[Begin]

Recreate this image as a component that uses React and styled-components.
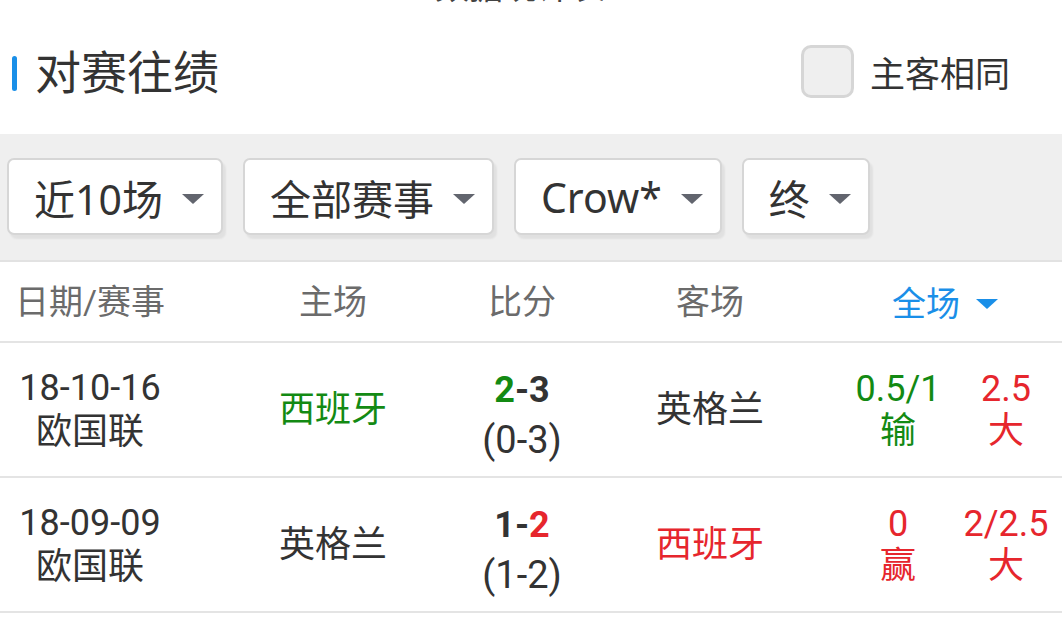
import React from 'react';
import styled, { createGlobalStyle } from 'styled-components';

const GlobalStyle = createGlobalStyle`
	* {
		box-sizing: border-box;
	}

	body {
		margin: 0;
		background: #ffffff;
		font-family: Roboto, 'Noto Sans CJK SC', 'Noto Sans', sans-serif;
		color: #333333;
	}
`;

const colors = {
	text: '#333333',
	muted: '#6b6b6b',
	green: '#138a13',
	red: '#e6262d',
	blue: '#1a8fe8',
	line: '#e4e4e4',
};

const Page = styled.div`
	width: 1062px;
	background: #ffffff;
`;

const ClippedTop = styled.div`
	height: 8px;
	overflow: hidden;
	display: flex;
	justify-content: center;
	padding-right: 22px;
`;

const ClippedText = styled.span`
	font-size: 34px;
	line-height: 40px;
	margin-top: -33px;
	color: #444444;
`;

const SectionHead = styled.div`
	height: 126px;
	display: flex;
	align-items: center;
	justify-content: space-between;
	padding: 0 52px 0 12px;
`;

const TitleWrap = styled.div`
	display: flex;
	align-items: center;
	gap: 18px;
	margin-top: 4px;
`;

const TitleBar = styled.span`
	width: 5px;
	height: 35px;
	border-radius: 3px;
	background: ${colors.blue};
`;

const Title = styled.h2`
	margin: 0;
	font-size: 46px;
	font-weight: 400;
	line-height: 1;
	color: ${colors.text};
`;

const SameToggle = styled.label`
	display: flex;
	align-items: center;
	gap: 16px;
	font-size: 35px;
	color: ${colors.text};
`;

const CheckBox = styled.span`
	width: 53px;
	height: 53px;
	border: 3px solid #d6d6d6;
	border-radius: 10px;
	background: #efefef;
`;

const FilterBand = styled.div`
	display: flex;
	gap: 20px;
	padding: 24px 0 25px 7px;
	background: #efefef;
	border-bottom: 2px solid #e2e2e2;
`;

const Select = styled.div`
	height: 77px;
	display: flex;
	align-items: center;
	gap: 19px;
	padding: 0 17px 0 25px;
	background: #ffffff;
	border: 2px solid #d6d6d6;
	border-radius: 7px;
	box-shadow: 3px 4px 2px rgba(0, 0, 0, 0.06);
	font-family: 'Noto Sans', 'Noto Sans CJK SC', sans-serif;
	font-size: 41px;
	color: ${colors.text};
`;

const Caret = styled.span`
	width: 0;
	height: 0;
	border-left: 11px solid transparent;
	border-right: 11px solid transparent;
	border-top: 10px solid ${(p) => p.color || '#62656e'};
	margin-top: 4px;
`;

const Row = styled.div`
	display: grid;
	grid-template-columns: 236px 194px 184px 192px 1fr;
	align-items: center;
	height: ${(p) => (p.head ? '81px' : '135px')};
	border-bottom: 2px solid ${colors.line};
	font-size: ${(p) => (p.head ? '34px' : '36px')};
	color: ${(p) => (p.head ? colors.muted : colors.text)};
`;

const Cell = styled.div`
	text-align: center;
	line-height: 44px;
	white-space: nowrap;
	color: ${(p) => p.color || 'inherit'};
	padding-right: ${(p) => (p.first ? '56px' : '0')};
`;

const Score = styled.div`
	font-weight: 700;
	margin-top: 10px;
	margin-bottom: 6px;
`;

const HalfTime = styled.div`
	font-size: 38px;
`;

const Tint = styled.span`
	color: ${(p) => p.color};
`;

const OddsCell = styled.div`
	display: flex;
	padding-left: 38px;
`;

const OddsCol = styled.div`
	width: 108px;
	text-align: center;
	line-height: 42px;
	white-space: nowrap;
	color: ${(p) => p.color};
`;

const HeadSwitch = styled.div`
	display: flex;
	align-items: center;
	justify-content: center;
	gap: 16px;
	padding-left: 22px;
	color: ${colors.blue};
`;

const filters = ['近10场', '全部赛事', 'Crow*', '终'];

const matches = [
	{
		date: '18-10-16',
		league: '欧国联',
		home: '西班牙',
		homeColor: colors.green,
		away: '英格兰',
		awayColor: colors.text,
		homeGoals: '2',
		awayGoals: '3',
		goalColor: colors.green,
		goalSide: 'home',
		half: '(0-3)',
		handicap: '0.5/1',
		handicapResult: '输',
		handicapColor: colors.green,
		total: '2.5',
		totalResult: '大',
		totalColor: colors.red,
	},
	{
		date: '18-09-09',
		league: '欧国联',
		home: '英格兰',
		homeColor: colors.text,
		away: '西班牙',
		awayColor: colors.red,
		homeGoals: '1',
		awayGoals: '2',
		goalColor: colors.red,
		goalSide: 'away',
		half: '(1-2)',
		handicap: '0',
		handicapResult: '赢',
		handicapColor: colors.red,
		total: '2/2.5',
		totalResult: '大',
		totalColor: colors.red,
	},
];

function App() {
	return (
		<Page>
			<GlobalStyle />
			<ClippedTop>
				<ClippedText>数据统计表</ClippedText>
			</ClippedTop>

			<SectionHead>
				<TitleWrap>
					<TitleBar />
					<Title>对赛往绩</Title>
				</TitleWrap>
				<SameToggle>
					<CheckBox />
					主客相同
				</SameToggle>
			</SectionHead>

			<FilterBand>
				{filters.map((item) => (
					<Select key={item}>
						{item}
						<Caret />
					</Select>
				))}
			</FilterBand>

			<Row head>
				<Cell first>日期/赛事</Cell>
				<Cell>主场</Cell>
				<Cell>比分</Cell>
				<Cell>客场</Cell>
				<HeadSwitch>
					全场
					<Caret color={colors.blue} />
				</HeadSwitch>
			</Row>

			{matches.map((m) => (
				<Row key={m.date}>
					<Cell first>
						{m.date}
						<br />
						{m.league}
					</Cell>
					<Cell color={m.homeColor}>{m.home}</Cell>
					<Cell>
						<Score>
							{m.goalSide === 'home' ? <Tint color={m.goalColor}>{m.homeGoals}</Tint> : m.homeGoals}
							-
							{m.goalSide === 'away' ? <Tint color={m.goalColor}>{m.awayGoals}</Tint> : m.awayGoals}
						</Score>
						<HalfTime>{m.half}</HalfTime>
					</Cell>
					<Cell color={m.awayColor}>{m.away}</Cell>
					<OddsCell>
						<OddsCol color={m.handicapColor}>
							{m.handicap}
							<br />
							{m.handicapResult}
						</OddsCol>
						<OddsCol color={m.totalColor}>
							{m.total}
							<br />
							{m.totalResult}
						</OddsCol>
					</OddsCell>
				</Row>
			))}
		</Page>
	);
}

export default App;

[End]

**Exercise**
Working from the material above, transcribe it exactly while omitting pictures.

**Right answer**
Recreate this image as a component that uses React and styled-components.
import React from 'react';
import styled, { createGlobalStyle } from 'styled-components';

const GlobalStyle = createGlobalStyle`
	* {
		box-sizing: border-box;
	}

	body {
		margin: 0;
		background: #ffffff;
		font-family: Roboto, 'Noto Sans CJK SC', 'Noto Sans', sans-serif;
		color: #333333;
	}
`;

const colors = {
	text: '#333333',
	muted: '#6b6b6b',
	green: '#138a13',
	red: '#e6262d',
	blue: '#1a8fe8',
	line: '#e4e4e4',
};

const Page = styled.div`
	width: 1062px;
	background: #ffffff;
`;

const ClippedTop = styled.div`
	height: 8px;
	overflow: hidden;
	display: flex;
	justify-content: center;
	padding-right: 22px;
`;

const ClippedText = styled.span`
	font-size: 34px;
	line-height: 40px;
	margin-top: -33px;
	color: #444444;
`;

const SectionHead = styled.div`
	height: 126px;
	display: flex;
	align-items: center;
	justify-content: space-between;
	padding: 0 52px 0 12px;
`;

const TitleWrap = styled.div`
	display: flex;
	align-items: center;
	gap: 18px;
	margin-top: 4px;
`;

const TitleBar = styled.span`
	width: 5px;
	height: 35px;
	border-radius: 3px;
	background: ${colors.blue};
`;

const Title = styled.h2`
	margin: 0;
	font-size: 46px;
	font-weight: 400;
	line-height: 1;
	color: ${colors.text};
`;

const SameToggle = styled.label`
	display: flex;
	align-items: center;
	gap: 16px;
	font-size: 35px;
	color: ${colors.text};
`;

const CheckBox = styled.span`
	width: 53px;
	height: 53px;
	border: 3px solid #d6d6d6;
	border-radius: 10px;
	background: #efefef;
`;

const FilterBand = styled.div`
	display: flex;
	gap: 20px;
	padding: 24px 0 25px 7px;
	background: #efefef;
	border-bottom: 2px solid #e2e2e2;
`;

const Select = styled.div`
	height: 77px;
	display: flex;
	align-items: center;
	gap: 19px;
	padding: 0 17px 0 25px;
	background: #ffffff;
	border: 2px solid #d6d6d6;
	border-radius: 7px;
	box-shadow: 3px 4px 2px rgba(0, 0, 0, 0.06);
	font-family: 'Noto Sans', 'Noto Sans CJK SC', sans-serif;
	font-size: 41px;
	color: ${colors.text};
`;

const Caret = styled.span`
	width: 0;
	height: 0;
	border-left: 11px solid transparent;
	border-right: 11px solid transparent;
	border-top: 10px solid ${(p) => p.color || '#62656e'};
	margin-top: 4px;
`;

const Row = styled.div`
	display: grid;
	grid-template-columns: 236px 194px 184px 192px 1fr;
	align-items: center;
	height: ${(p) => (p.head ? '81px' : '135px')};
	border-bottom: 2px solid ${colors.line};
	font-size: ${(p) => (p.head ? '34px' : '36px')};
	color: ${(p) => (p.head ? colors.muted : colors.text)};
`;

const Cell = styled.div`
	text-align: center;
	line-height: 44px;
	white-space: nowrap;
	color: ${(p) => p.color || 'inherit'};
	padding-right: ${(p) => (p.first ? '56px' : '0')};
`;

const Score = styled.div`
	font-weight: 700;
	margin-top: 10px;
	margin-bottom: 6px;
`;

const HalfTime = styled.div`
	font-size: 38px;
`;

const Tint = styled.span`
	color: ${(p) => p.color};
`;

const OddsCell = styled.div`
	display: flex;
	padding-left: 38px;
`;

const OddsCol = styled.div`
	width: 108px;
	text-align: center;
	line-height: 42px;
	white-space: nowrap;
	color: ${(p) => p.color};
`;

const HeadSwitch = styled.div`
	display: flex;
	align-items: center;
	justify-content: center;
	gap: 16px;
	padding-left: 22px;
	color: ${colors.blue};
`;

const filters = ['近10场', '全部赛事', 'Crow*', '终'];

const matches = [
	{
		date: '18-10-16',
		league: '欧国联',
		home: '西班牙',
		homeColor: colors.green,
		away: '英格兰',
		awayColor: colors.text,
		homeGoals: '2',
		awayGoals: '3',
		goalColor: colors.green,
		goalSide: 'home',
		half: '(0-3)',
		handicap: '0.5/1',
		handicapResult: '输',
		handicapColor: colors.green,
		total: '2.5',
		totalResult: '大',
		totalColor: colors.red,
	},
	{
		date: '18-09-09',
		league: '欧国联',
		home: '英格兰',
		homeColor: colors.text,
		away: '西班牙',
		awayColor: colors.red,
		homeGoals: '1',
		awayGoals: '2',
		goalColor: colors.red,
		goalSide: 'away',
		half: '(1-2)',
		handicap: '0',
		handicapResult: '赢',
		handicapColor: colors.red,
		total: '2/2.5',
		totalResult: '大',
		totalColor: colors.red,
	},
];

function App() {
	return (
		<Page>
			<GlobalStyle />
			<ClippedTop>
				<ClippedText>数据统计表</ClippedText>
			</ClippedTop>

			<SectionHead>
				<TitleWrap>
					<TitleBar />
					<Title>对赛往绩</Title>
				</TitleWrap>
				<SameToggle>
					<CheckBox />
					主客相同
				</SameToggle>
			</SectionHead>

			<FilterBand>
				{filters.map((item) => (
					<Select key={item}>
						{item}
						<Caret />
					</Select>
				))}
			</FilterBand>

			<Row head>
				<Cell first>日期/赛事</Cell>
				<Cell>主场</Cell>
				<Cell>比分</Cell>
				<Cell>客场</Cell>
				<HeadSwitch>
					全场
					<Caret color={colors.blue} />
				</HeadSwitch>
			</Row>

			{matches.map((m) => (
				<Row key={m.date}>
					<Cell first>
						{m.date}
						<br />
						{m.league}
					</Cell>
					<Cell color={m.homeColor}>{m.home}</Cell>
					<Cell>
						<Score>
							{m.goalSide === 'home' ? <Tint color={m.goalColor}>{m.homeGoals}</Tint> : m.homeGoals}
							-
							{m.goalSide === 'away' ? <Tint color={m.goalColor}>{m.awayGoals}</Tint> : m.awayGoals}
						</Score>
						<HalfTime>{m.half}</HalfTime>
					</Cell>
					<Cell color={m.awayColor}>{m.away}</Cell>
					<OddsCell>
						<OddsCol color={m.handicapColor}>
							{m.handicap}
							<br />
							{m.handicapResult}
						</OddsCol>
						<OddsCol color={m.totalColor}>
							{m.total}
							<br />
							{m.totalResult}
						</OddsCol>
					</OddsCell>
				</Row>
			))}
		</Page>
	);
}

export default App;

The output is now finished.